2016.02.04
国境を越えたECは日本でも定着するか データアナリスト萩原雅之氏による統計コラム
急成長がつづくECビジネスにおいて、とりわけ注目を集めているのが「越境EC」だ。聞き慣れない言葉だが、「borderless e-commerce」の訳語として定着しつつある。消費者が自分の国以外のECサイトで商品を注文、購入することをいう。
オンライン決済サービスのPayPalが大手調査会社のIpsosと共同で、日本を含む世界29カ国 2万3,200人のネットユーザーを対象に、越境ECの利用状況を調査している。直近1年間の利用経験者は36%で、1年前に実施された前回調査の25%から大きく伸びたという。うち主要18カ国についてまとめたのが下図。ほとんどの国で3割から6割が経験者だ。商品分類としては「洋服・靴・アクセサリー」や「電気製品」が人気なのだそうだ。

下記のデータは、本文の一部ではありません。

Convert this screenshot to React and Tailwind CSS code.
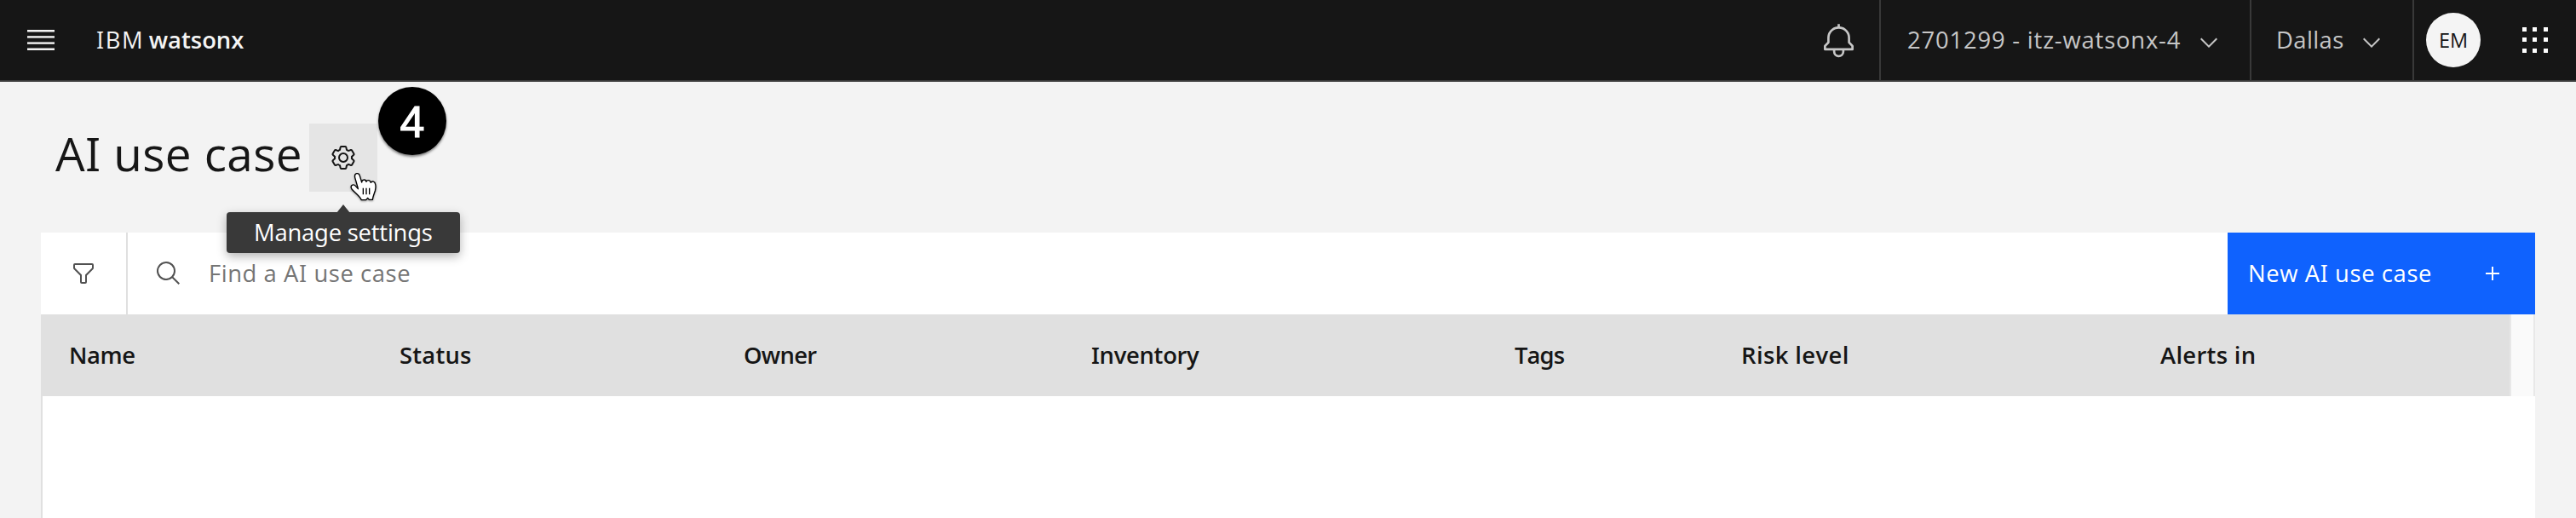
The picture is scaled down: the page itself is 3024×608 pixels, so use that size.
function Icon({ children, className }) {
  return (
    <svg viewBox="0 0 32 32" fill="currentColor" aria-hidden="true" className={className}>
      {children}
    </svg>
  );
}

function ChevronDown() {
  return (
    <Icon className="mt-[5px] size-8 shrink-0">
      <path d="M16 22 6 12l1.4-1.4 8.6 8.6 8.6-8.6L26 12z" />
    </Icon>
  );
}

function MenuIcon() {
  return (
    <svg viewBox="0 0 32 24" fill="#f4f4f4" aria-hidden="true" className="h-6 w-8 shrink-0">
      <rect y="0" width="32" height="2.5" />
      <rect y="7.2" width="32" height="2.4" />
      <rect y="14.4" width="32" height="2.4" />
      <rect y="21.5" width="32" height="2.5" />
    </svg>
  );
}

function AppSwitcher() {
  const xs = [0, 12, 25];
  return (
    <svg viewBox="0 0 30 30" fill="#ffffff" aria-hidden="true" className="size-[30px] shrink-0">
      {xs.map((y) => xs.map((x) => <rect key={`${x}-${y}`} x={x} y={y} width="5" height="5" />))}
    </svg>
  );
}

function HandCursor() {
  return (
    <svg
      viewBox="0 0 96 104"
      aria-hidden="true"
      className="absolute top-[57px] left-12 z-20 h-[34.7px] w-8 drop-shadow-[0_1px_1px_rgba(0,0,0,0.4)]"
    >
      <path
        d="M27 54 L17 19 C14 3 30 0 34 13 L41 36 C41 25 55 24 57 34 C60 26 71 28 73 37 C77 30 88 33 89 43 C91 50 90 58 88 66 C85 76 81 82 79 97 L67 97 L62 91 L56 98 L40 98 C34 84 18 74 6 60 C-2 46 12 40 20 50 L28 59 Z"
        fill="#fff"
        stroke="#000"
        strokeWidth="4"
        strokeLinejoin="round"
      />
      <path d="M46 56v23M57 56v23M68 56v23" stroke="#000" strokeWidth="4" />
    </svg>
  );
}

const columns = [
  { label: "Name", cell: "w-[387px] pl-[31px] tracking-[-0.4px]" },
  { label: "Status", cell: "w-[404px] pl-[32px] tracking-[0.2px]" },
  { label: "Owner", cell: "w-[409px] pl-[32px] tracking-[-0.7px]" },
  { label: "Inventory", cell: "w-[496px] pl-[31px] tracking-[-0.3px]" },
  { label: "Tags", cell: "w-[268px] pl-[32px] tracking-[-0.9px]" },
  { label: "Risk level", cell: "w-[491px] pl-[30px] tracking-[0.4px]" },
  { label: "Alerts in", cell: "flex-1 pl-[31px] tracking-[0.3px]" },
];

function TopBar() {
  return (
    <header className="flex h-24 shrink-0 items-stretch border-b-2 border-[#393939] bg-[#161616] text-[#c6c6c6]">
      <div className="flex flex-1 items-center pl-8 text-[#f4f4f4]">
        <MenuIcon />
        <span className="ml-[49px] tracking-[1.6px]">IBM</span>
        <span className="ml-[5.5px] font-semibold">watsonx</span>
      </div>
      <button className="flex w-[69px] items-center">
        <Icon className="mt-[2px] size-[43px]">
          <path d="M28.707 19.293 26 16.586V13a10.014 10.014 0 0 0-9-9.95V1h-2v2.05A10.014 10.014 0 0 0 6 13v3.586l-2.707 2.707A1 1 0 0 0 3 20v3a1 1 0 0 0 1 1h7v.777a5.152 5.152 0 0 0 4.5 5.199A5.006 5.006 0 0 0 21 25v-1h7a1 1 0 0 0 1-1v-3a1 1 0 0 0-.293-.707ZM19 25a3 3 0 0 1-6 0v-1h6Zm8-3H5v-1.586l2.707-2.707A1 1 0 0 0 8 17v-4a8 8 0 0 1 16 0v4a1 1 0 0 0 .293.707L27 20.414Z" />
        </Icon>
      </button>
      <button className="flex w-[435px] items-center justify-between border-l-2 border-[#393939] pr-8 pl-[31px]">
        <span className="tracking-[0.82px]">2701299 - itz-watsonx-4</span>
        <ChevronDown />
      </button>
      <button className="flex w-[191px] items-center justify-between border-l-2 border-[#393939] pr-8 pl-[29px]">
        <span className="tracking-[0.4px]">Dallas</span>
        <ChevronDown />
      </button>
      <div className="flex w-[192px] items-center border-l-2 border-[#393939] pl-[14px]">
        <div className="flex size-16 items-center justify-center rounded-full bg-[#f4f4f4] text-[23.5px] text-[#161616]">
          EM
        </div>
        <div className="ml-[49px]">
          <AppSwitcher />
        </div>
      </div>
    </header>
  );
}

function PageHeading() {
  return (
    <div className="relative z-10 flex h-[177px] shrink-0 items-start pt-[49px]">
      <h1 className="w-[363px] pl-[65px] text-[54.8px] leading-[70px] tracking-[0.4px] whitespace-nowrap">AI use case</h1>
      <div className="relative">
        <button className="flex size-20 items-center justify-center bg-[#e5e5e5]">
          <Icon className="size-8">
            <path d="M27 16.76v-1.53l1.92-1.68A2 2 0 0 0 29.3 11l-2.36-4a2 2 0 0 0-1.73-1 2 2 0 0 0-.64.1l-2.43.82a11.35 11.35 0 0 0-1.31-.75l-.51-2.52a2 2 0 0 0-2-1.61h-4.68a2 2 0 0 0-2 1.61l-.51 2.52a11.48 11.48 0 0 0-1.32.75l-2.38-.86A2 2 0 0 0 6.79 6a2 2 0 0 0-1.73 1L2.7 11a2 2 0 0 0 .41 2.51L5 15.24v1.53l-1.89 1.68A2 2 0 0 0 2.7 21l2.36 4a2 2 0 0 0 1.73 1 2 2 0 0 0 .64-.1l2.43-.82a11.35 11.35 0 0 0 1.31.75l.51 2.52a2 2 0 0 0 2 1.61h4.72a2 2 0 0 0 2-1.61l.51-2.52a11.48 11.48 0 0 0 1.32-.75l2.42.82a2 2 0 0 0 .64.1 2 2 0 0 0 1.73-1l2.28-4a2 2 0 0 0-.41-2.51ZM25.21 24l-3.43-1.16a8.86 8.86 0 0 1-2.71 1.57L18.36 28h-4.72l-.71-3.55a9.36 9.36 0 0 1-2.7-1.57L6.79 24l-2.36-4 2.72-2.4a8.9 8.9 0 0 1 0-3.13L4.43 12l2.36-4 3.43 1.16a8.86 8.86 0 0 1 2.71-1.57L13.64 4h4.72l.71 3.55a9.36 9.36 0 0 1 2.7 1.57L25.21 8l2.36 4-2.72 2.4a8.9 8.9 0 0 1 0 3.13L27.57 20Z" />
            <path d="M16 22a6 6 0 1 1 6-6 5.94 5.94 0 0 1-6 6Zm0-10a3.91 3.91 0 0 0-4 4 3.91 3.91 0 0 0 4 4 3.91 3.91 0 0 0 4-4 3.91 3.91 0 0 0-4-4Z" />
          </Icon>
        </button>
        <div className="absolute top-[104px] -left-[97px] flex h-12 w-[274px] items-center rounded-[4px] bg-[#393939] pl-[32px] text-white shadow-[0_4px_12px_rgba(0,0,0,0.3)]">
          <svg viewBox="0 0 16 10" aria-hidden="true" className="absolute -top-[9.5px] left-[129px] h-[10px] w-4">
            <path d="M0 10 8 0l8 10z" fill="#393939" />
          </svg>
          <span className="tracking-[-0.2px] whitespace-nowrap">Manage settings</span>
        </div>
        <div className="absolute -top-[43px] left-[81px] flex size-20 items-center justify-center rounded-full bg-black pt-[2px] font-['Liberation_Sans',Arial,sans-serif] text-[52px] leading-none text-white shadow-[0_2px_3px_rgba(0,0,0,0.5)] [-webkit-text-stroke:1.2px_white]">
          4
        </div>
        <HandCursor />
      </div>
    </div>
  );
}

function Toolbar() {
  return (
    <div className="flex h-24 shrink-0 bg-white text-[#525252]">
      <button className="flex w-[102px] items-center justify-center border-r-2 border-[#e0e0e0]">
        <Icon className="size-8">
          <path d="M18 28h-4a2 2 0 0 1-2-2v-7.59L4.59 11A2 2 0 0 1 4 9.59V6a2 2 0 0 1 2-2h20a2 2 0 0 1 2 2v3.59a2 2 0 0 1-.59 1.41L20 18.41V26a2 2 0 0 1-2 2ZM6 6v3.59l8 8V26h4v-8.41l8-8V6Z" />
        </Icon>
      </button>
      <div className="flex flex-1 items-center pl-8">
        <Icon className="size-8">
          <path d="m29 27.586-7.552-7.552a11.018 11.018 0 1 0-1.414 1.414L27.586 29ZM4 13a9 9 0 1 1 9 9 9.01 9.01 0 0 1-9-9Z" />
        </Icon>
        <span className="ml-[31px] tracking-[0.58px] text-[#757575]">Find a AI use case</span>
      </div>
      <button className="flex w-[361px] items-center justify-between bg-[#0f62fe] pr-[34px] pl-6 text-white">
        <span className="tracking-[0.6px]">New AI use case</span>
        <Icon className="size-8">
          <path d="M17 15V8h-2v7H8v2h7v7h2v-7h7v-2z" />
        </Icon>
      </button>
    </div>
  );
}

function UseCaseTable() {
  return (
    <div className="flex flex-1 flex-col">
      <div className="flex h-24 shrink-0">
        <div className="flex flex-1 items-center bg-[#e0e0e0] pl-[2px] font-semibold">
          {columns.map((column) => (
            <div key={column.label} className={`${column.cell} whitespace-nowrap`}>
              {column.label}
            </div>
          ))}
        </div>
        <div className="w-[30px] border-x-2 border-[#e8e8e8] bg-[#fafafa]" />
      </div>
      <div className="flex-1 border-l-2 border-[#e0e0e0] bg-white" />
    </div>
  );
}

export default function App() {
  return (
    <div className="flex h-[608px] w-[3024px] flex-col overflow-hidden bg-[#f3f3f3] font-['Open_Sans','Noto_Sans',sans-serif] text-[27.4px] leading-9 text-[#161616] [font-feature-settings:'ss01']">
      <TopBar />
      <PageHeading />
      <main className="mx-12 flex flex-1 flex-col">
        <Toolbar />
        <UseCaseTable />
      </main>
    </div>
  );
}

ところが、日本はわずか12%にとどまっており、29カ国の中で最低である。国内のECが充実していて、越境ECへの関心や必要性をあまり感じないからかもしれない。米国も22%と低いが、世界共通語である英語で世界中のショッピングができるのにもったいない話だ。
もちろん言語や送料、サポートの心配がなければ、日本では手に入らない海外ブランドの衣料や雑貨などを購入してみたいと思う日本のユーザーは多いだろう。海外のEC事業者が日本語のサイトや安心できるサポートを準備できれば、需要が増える可能性もある。昔に比べると海外からの送料も安くなっているように思う。
一方、国内のEC事業者にとっては、海外顧客という新しいビジネス機会への期待につながる。特に「爆買い」で有名になった中国の富裕層、中間層は日本の化粧品や日用品への関心が高く、直接注文するようになっている。中国に販売会社をつくって販売するのではなく、日本から直接商品を届ける事業者も増えている。
多言語対応のサイトや迅速な配送、決済方法が充実すれば、越境ECとして流通する商品は増えつづけるだろう。あらゆる国の消費者が、どの国の商品でも直接注文し手元に届く時代になったということだ。